> **Exercise directions**:
In the entries below, find the lines that contain the word "this" and copy them.

(Front-end source files)
[START]
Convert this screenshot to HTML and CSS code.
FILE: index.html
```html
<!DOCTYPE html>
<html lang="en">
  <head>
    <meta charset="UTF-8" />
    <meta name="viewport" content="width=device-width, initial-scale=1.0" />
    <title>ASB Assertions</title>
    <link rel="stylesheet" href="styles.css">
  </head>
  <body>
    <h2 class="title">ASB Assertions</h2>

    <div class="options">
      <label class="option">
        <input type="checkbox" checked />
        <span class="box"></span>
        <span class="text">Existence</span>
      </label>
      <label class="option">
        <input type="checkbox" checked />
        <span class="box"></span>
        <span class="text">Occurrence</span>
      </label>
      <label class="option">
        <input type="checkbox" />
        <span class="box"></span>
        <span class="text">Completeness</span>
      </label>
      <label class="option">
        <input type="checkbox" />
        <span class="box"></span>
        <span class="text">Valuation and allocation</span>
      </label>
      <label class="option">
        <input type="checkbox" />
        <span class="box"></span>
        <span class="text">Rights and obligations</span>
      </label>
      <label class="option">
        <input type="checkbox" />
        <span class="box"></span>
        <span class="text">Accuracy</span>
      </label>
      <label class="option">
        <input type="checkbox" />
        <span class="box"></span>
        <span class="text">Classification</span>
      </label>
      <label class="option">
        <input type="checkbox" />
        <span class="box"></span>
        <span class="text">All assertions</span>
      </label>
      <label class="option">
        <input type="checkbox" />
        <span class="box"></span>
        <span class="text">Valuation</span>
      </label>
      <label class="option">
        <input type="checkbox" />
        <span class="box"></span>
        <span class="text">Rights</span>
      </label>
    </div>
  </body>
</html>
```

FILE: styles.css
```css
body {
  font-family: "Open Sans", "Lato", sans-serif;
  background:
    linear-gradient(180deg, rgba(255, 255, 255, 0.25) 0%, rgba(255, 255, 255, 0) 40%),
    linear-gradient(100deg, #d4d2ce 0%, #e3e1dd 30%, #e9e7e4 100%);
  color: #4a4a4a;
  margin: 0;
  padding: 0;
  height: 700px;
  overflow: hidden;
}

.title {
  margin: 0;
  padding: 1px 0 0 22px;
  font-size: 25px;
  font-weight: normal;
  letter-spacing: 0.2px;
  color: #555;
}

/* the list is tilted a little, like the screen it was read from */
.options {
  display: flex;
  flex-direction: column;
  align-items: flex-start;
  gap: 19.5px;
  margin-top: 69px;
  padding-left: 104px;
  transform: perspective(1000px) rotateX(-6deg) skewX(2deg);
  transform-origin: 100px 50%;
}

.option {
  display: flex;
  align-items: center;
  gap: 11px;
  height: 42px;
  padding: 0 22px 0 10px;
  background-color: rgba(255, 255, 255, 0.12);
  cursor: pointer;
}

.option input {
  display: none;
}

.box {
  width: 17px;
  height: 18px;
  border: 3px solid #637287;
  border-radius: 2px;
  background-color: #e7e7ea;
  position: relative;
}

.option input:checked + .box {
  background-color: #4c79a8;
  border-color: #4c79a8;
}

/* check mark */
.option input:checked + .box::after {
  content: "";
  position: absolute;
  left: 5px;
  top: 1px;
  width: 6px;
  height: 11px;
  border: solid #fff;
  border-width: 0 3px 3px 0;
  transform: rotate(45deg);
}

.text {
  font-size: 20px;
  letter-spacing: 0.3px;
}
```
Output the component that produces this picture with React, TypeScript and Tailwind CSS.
[END]
> **The response**:
Convert this screenshot to HTML and CSS code.
Output the component that produces this picture with React, TypeScript and Tailwind CSS.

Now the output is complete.